• **Work instructions**
Repeat the data below exactly, dropping any pictures it holds.
--- START ---
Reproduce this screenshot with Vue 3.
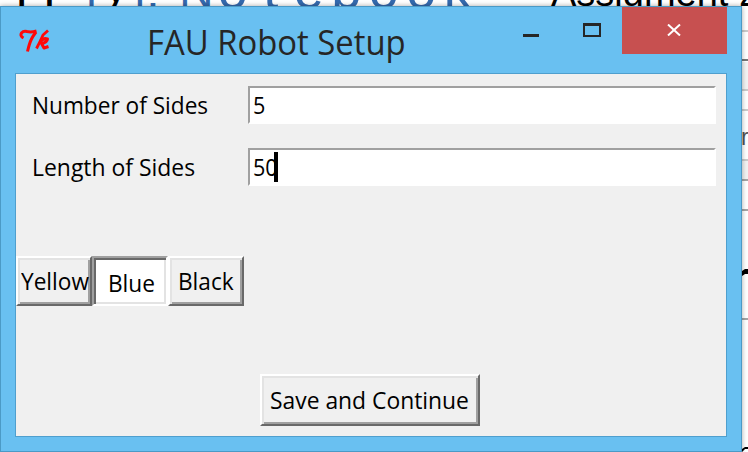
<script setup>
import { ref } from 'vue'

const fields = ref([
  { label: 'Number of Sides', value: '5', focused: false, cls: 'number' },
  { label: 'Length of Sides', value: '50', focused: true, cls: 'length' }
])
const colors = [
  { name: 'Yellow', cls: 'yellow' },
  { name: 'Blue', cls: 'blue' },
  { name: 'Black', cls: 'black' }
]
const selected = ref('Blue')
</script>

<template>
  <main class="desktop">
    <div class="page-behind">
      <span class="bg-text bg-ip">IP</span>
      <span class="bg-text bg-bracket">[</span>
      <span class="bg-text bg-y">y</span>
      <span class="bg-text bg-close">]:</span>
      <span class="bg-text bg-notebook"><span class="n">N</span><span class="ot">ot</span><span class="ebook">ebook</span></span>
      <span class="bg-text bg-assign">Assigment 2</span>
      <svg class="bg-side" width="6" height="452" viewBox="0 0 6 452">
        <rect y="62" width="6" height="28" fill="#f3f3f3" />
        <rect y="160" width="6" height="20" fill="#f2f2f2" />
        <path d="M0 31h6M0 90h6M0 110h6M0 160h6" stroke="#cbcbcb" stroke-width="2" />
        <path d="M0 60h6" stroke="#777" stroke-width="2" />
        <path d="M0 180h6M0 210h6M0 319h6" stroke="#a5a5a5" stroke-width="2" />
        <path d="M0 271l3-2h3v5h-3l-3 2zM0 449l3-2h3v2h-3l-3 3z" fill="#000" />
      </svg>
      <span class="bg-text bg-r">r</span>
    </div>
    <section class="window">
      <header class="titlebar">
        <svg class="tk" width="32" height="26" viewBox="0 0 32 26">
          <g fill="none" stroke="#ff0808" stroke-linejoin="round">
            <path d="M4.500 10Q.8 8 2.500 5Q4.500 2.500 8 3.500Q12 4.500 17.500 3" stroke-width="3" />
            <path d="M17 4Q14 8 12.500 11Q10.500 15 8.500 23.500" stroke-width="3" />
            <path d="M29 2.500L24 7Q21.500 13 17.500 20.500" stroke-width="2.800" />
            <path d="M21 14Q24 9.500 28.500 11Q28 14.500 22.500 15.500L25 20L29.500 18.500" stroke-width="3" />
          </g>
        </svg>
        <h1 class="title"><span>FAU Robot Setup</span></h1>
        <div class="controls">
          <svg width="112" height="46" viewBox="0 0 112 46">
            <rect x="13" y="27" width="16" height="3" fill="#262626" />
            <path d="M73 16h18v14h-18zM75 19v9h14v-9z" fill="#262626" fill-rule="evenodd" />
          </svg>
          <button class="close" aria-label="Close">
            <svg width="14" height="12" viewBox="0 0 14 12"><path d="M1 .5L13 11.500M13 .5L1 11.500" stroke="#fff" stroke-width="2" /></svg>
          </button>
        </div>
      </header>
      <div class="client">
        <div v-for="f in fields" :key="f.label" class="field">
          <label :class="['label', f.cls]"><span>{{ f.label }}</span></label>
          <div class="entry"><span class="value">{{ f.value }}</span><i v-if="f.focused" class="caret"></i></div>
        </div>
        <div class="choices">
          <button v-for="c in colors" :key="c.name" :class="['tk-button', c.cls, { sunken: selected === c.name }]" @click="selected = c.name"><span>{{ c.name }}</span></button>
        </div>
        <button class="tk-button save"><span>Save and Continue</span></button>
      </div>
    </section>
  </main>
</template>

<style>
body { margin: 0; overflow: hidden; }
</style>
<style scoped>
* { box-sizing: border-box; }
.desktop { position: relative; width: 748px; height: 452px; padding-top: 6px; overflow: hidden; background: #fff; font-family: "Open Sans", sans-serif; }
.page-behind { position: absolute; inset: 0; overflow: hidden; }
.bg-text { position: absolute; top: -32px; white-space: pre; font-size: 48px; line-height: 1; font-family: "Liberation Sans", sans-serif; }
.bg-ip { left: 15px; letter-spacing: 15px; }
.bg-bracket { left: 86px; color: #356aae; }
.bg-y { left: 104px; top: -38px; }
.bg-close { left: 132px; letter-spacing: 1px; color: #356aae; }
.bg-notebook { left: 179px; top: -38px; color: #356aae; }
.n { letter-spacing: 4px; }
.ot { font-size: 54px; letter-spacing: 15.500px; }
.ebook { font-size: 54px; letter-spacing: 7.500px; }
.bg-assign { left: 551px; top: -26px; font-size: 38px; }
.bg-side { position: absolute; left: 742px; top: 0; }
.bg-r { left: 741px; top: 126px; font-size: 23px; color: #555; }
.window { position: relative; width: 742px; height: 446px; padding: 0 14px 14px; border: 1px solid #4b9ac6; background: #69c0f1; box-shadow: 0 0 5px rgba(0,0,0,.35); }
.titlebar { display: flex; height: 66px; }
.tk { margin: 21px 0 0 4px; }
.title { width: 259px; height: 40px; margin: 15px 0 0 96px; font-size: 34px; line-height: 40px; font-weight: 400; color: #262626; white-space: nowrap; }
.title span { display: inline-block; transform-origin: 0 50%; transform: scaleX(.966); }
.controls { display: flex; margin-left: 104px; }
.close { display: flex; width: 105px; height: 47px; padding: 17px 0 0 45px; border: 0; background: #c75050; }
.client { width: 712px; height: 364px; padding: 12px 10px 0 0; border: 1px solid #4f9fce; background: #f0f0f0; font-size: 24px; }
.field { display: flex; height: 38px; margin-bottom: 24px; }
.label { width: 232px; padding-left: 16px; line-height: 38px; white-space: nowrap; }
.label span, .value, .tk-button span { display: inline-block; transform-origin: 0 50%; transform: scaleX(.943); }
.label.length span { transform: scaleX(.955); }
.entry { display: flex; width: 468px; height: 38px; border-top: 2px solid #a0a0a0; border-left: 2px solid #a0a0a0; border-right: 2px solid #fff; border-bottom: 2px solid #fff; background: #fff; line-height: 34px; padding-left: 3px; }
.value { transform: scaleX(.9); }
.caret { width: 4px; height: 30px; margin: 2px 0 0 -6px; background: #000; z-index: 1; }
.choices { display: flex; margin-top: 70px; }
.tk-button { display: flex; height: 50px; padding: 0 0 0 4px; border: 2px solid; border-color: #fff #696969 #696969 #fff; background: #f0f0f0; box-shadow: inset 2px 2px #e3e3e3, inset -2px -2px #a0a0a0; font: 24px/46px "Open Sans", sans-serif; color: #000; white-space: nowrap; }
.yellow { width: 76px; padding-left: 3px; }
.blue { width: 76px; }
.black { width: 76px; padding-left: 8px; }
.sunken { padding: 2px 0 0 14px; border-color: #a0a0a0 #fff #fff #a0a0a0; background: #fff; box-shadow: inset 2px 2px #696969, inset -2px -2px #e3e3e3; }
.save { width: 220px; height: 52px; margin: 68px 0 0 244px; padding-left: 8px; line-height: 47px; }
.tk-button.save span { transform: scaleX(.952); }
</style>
--- END ---
• **Answer**
Reproduce this screenshot with Vue 3.
<script setup>
import { ref } from 'vue'

const fields = ref([
  { label: 'Number of Sides', value: '5', focused: false, cls: 'number' },
  { label: 'Length of Sides', value: '50', focused: true, cls: 'length' }
])
const colors = [
  { name: 'Yellow', cls: 'yellow' },
  { name: 'Blue', cls: 'blue' },
  { name: 'Black', cls: 'black' }
]
const selected = ref('Blue')
</script>

<template>
  <main class="desktop">
    <div class="page-behind">
      <span class="bg-text bg-ip">IP</span>
      <span class="bg-text bg-bracket">[</span>
      <span class="bg-text bg-y">y</span>
      <span class="bg-text bg-close">]:</span>
      <span class="bg-text bg-notebook"><span class="n">N</span><span class="ot">ot</span><span class="ebook">ebook</span></span>
      <span class="bg-text bg-assign">Assigment 2</span>
      <svg class="bg-side" width="6" height="452" viewBox="0 0 6 452">
        <rect y="62" width="6" height="28" fill="#f3f3f3" />
        <rect y="160" width="6" height="20" fill="#f2f2f2" />
        <path d="M0 31h6M0 90h6M0 110h6M0 160h6" stroke="#cbcbcb" stroke-width="2" />
        <path d="M0 60h6" stroke="#777" stroke-width="2" />
        <path d="M0 180h6M0 210h6M0 319h6" stroke="#a5a5a5" stroke-width="2" />
        <path d="M0 271l3-2h3v5h-3l-3 2zM0 449l3-2h3v2h-3l-3 3z" fill="#000" />
      </svg>
      <span class="bg-text bg-r">r</span>
    </div>
    <section class="window">
      <header class="titlebar">
        <svg class="tk" width="32" height="26" viewBox="0 0 32 26">
          <g fill="none" stroke="#ff0808" stroke-linejoin="round">
            <path d="M4.500 10Q.8 8 2.500 5Q4.500 2.500 8 3.500Q12 4.500 17.500 3" stroke-width="3" />
            <path d="M17 4Q14 8 12.500 11Q10.500 15 8.500 23.500" stroke-width="3" />
            <path d="M29 2.500L24 7Q21.500 13 17.500 20.500" stroke-width="2.800" />
            <path d="M21 14Q24 9.500 28.500 11Q28 14.500 22.500 15.500L25 20L29.500 18.500" stroke-width="3" />
          </g>
        </svg>
        <h1 class="title"><span>FAU Robot Setup</span></h1>
        <div class="controls">
          <svg width="112" height="46" viewBox="0 0 112 46">
            <rect x="13" y="27" width="16" height="3" fill="#262626" />
            <path d="M73 16h18v14h-18zM75 19v9h14v-9z" fill="#262626" fill-rule="evenodd" />
          </svg>
          <button class="close" aria-label="Close">
            <svg width="14" height="12" viewBox="0 0 14 12"><path d="M1 .5L13 11.500M13 .5L1 11.500" stroke="#fff" stroke-width="2" /></svg>
          </button>
        </div>
      </header>
      <div class="client">
        <div v-for="f in fields" :key="f.label" class="field">
          <label :class="['label', f.cls]"><span>{{ f.label }}</span></label>
          <div class="entry"><span class="value">{{ f.value }}</span><i v-if="f.focused" class="caret"></i></div>
        </div>
        <div class="choices">
          <button v-for="c in colors" :key="c.name" :class="['tk-button', c.cls, { sunken: selected === c.name }]" @click="selected = c.name"><span>{{ c.name }}</span></button>
        </div>
        <button class="tk-button save"><span>Save and Continue</span></button>
      </div>
    </section>
  </main>
</template>

<style>
body { margin: 0; overflow: hidden; }
</style>
<style scoped>
* { box-sizing: border-box; }
.desktop { position: relative; width: 748px; height: 452px; padding-top: 6px; overflow: hidden; background: #fff; font-family: "Open Sans", sans-serif; }
.page-behind { position: absolute; inset: 0; overflow: hidden; }
.bg-text { position: absolute; top: -32px; white-space: pre; font-size: 48px; line-height: 1; font-family: "Liberation Sans", sans-serif; }
.bg-ip { left: 15px; letter-spacing: 15px; }
.bg-bracket { left: 86px; color: #356aae; }
.bg-y { left: 104px; top: -38px; }
.bg-close { left: 132px; letter-spacing: 1px; color: #356aae; }
.bg-notebook { left: 179px; top: -38px; color: #356aae; }
.n { letter-spacing: 4px; }
.ot { font-size: 54px; letter-spacing: 15.500px; }
.ebook { font-size: 54px; letter-spacing: 7.500px; }
.bg-assign { left: 551px; top: -26px; font-size: 38px; }
.bg-side { position: absolute; left: 742px; top: 0; }
.bg-r { left: 741px; top: 126px; font-size: 23px; color: #555; }
.window { position: relative; width: 742px; height: 446px; padding: 0 14px 14px; border: 1px solid #4b9ac6; background: #69c0f1; box-shadow: 0 0 5px rgba(0,0,0,.35); }
.titlebar { display: flex; height: 66px; }
.tk { margin: 21px 0 0 4px; }
.title { width: 259px; height: 40px; margin: 15px 0 0 96px; font-size: 34px; line-height: 40px; font-weight: 400; color: #262626; white-space: nowrap; }
.title span { display: inline-block; transform-origin: 0 50%; transform: scaleX(.966); }
.controls { display: flex; margin-left: 104px; }
.close { display: flex; width: 105px; height: 47px; padding: 17px 0 0 45px; border: 0; background: #c75050; }
.client { width: 712px; height: 364px; padding: 12px 10px 0 0; border: 1px solid #4f9fce; background: #f0f0f0; font-size: 24px; }
.field { display: flex; height: 38px; margin-bottom: 24px; }
.label { width: 232px; padding-left: 16px; line-height: 38px; white-space: nowrap; }
.label span, .value, .tk-button span { display: inline-block; transform-origin: 0 50%; transform: scaleX(.943); }
.label.length span { transform: scaleX(.955); }
.entry { display: flex; width: 468px; height: 38px; border-top: 2px solid #a0a0a0; border-left: 2px solid #a0a0a0; border-right: 2px solid #fff; border-bottom: 2px solid #fff; background: #fff; line-height: 34px; padding-left: 3px; }
.value { transform: scaleX(.9); }
.caret { width: 4px; height: 30px; margin: 2px 0 0 -6px; background: #000; z-index: 1; }
.choices { display: flex; margin-top: 70px; }
.tk-button { display: flex; height: 50px; padding: 0 0 0 4px; border: 2px solid; border-color: #fff #696969 #696969 #fff; background: #f0f0f0; box-shadow: inset 2px 2px #e3e3e3, inset -2px -2px #a0a0a0; font: 24px/46px "Open Sans", sans-serif; color: #000; white-space: nowrap; }
.yellow { width: 76px; padding-left: 3px; }
.blue { width: 76px; }
.black { width: 76px; padding-left: 8px; }
.sunken { padding: 2px 0 0 14px; border-color: #a0a0a0 #fff #fff #a0a0a0; background: #fff; box-shadow: inset 2px 2px #696969, inset -2px -2px #e3e3e3; }
.save { width: 220px; height: 52px; margin: 68px 0 0 244px; padding-left: 8px; line-height: 47px; }
.tk-button.save span { transform: scaleX(.952); }
</style>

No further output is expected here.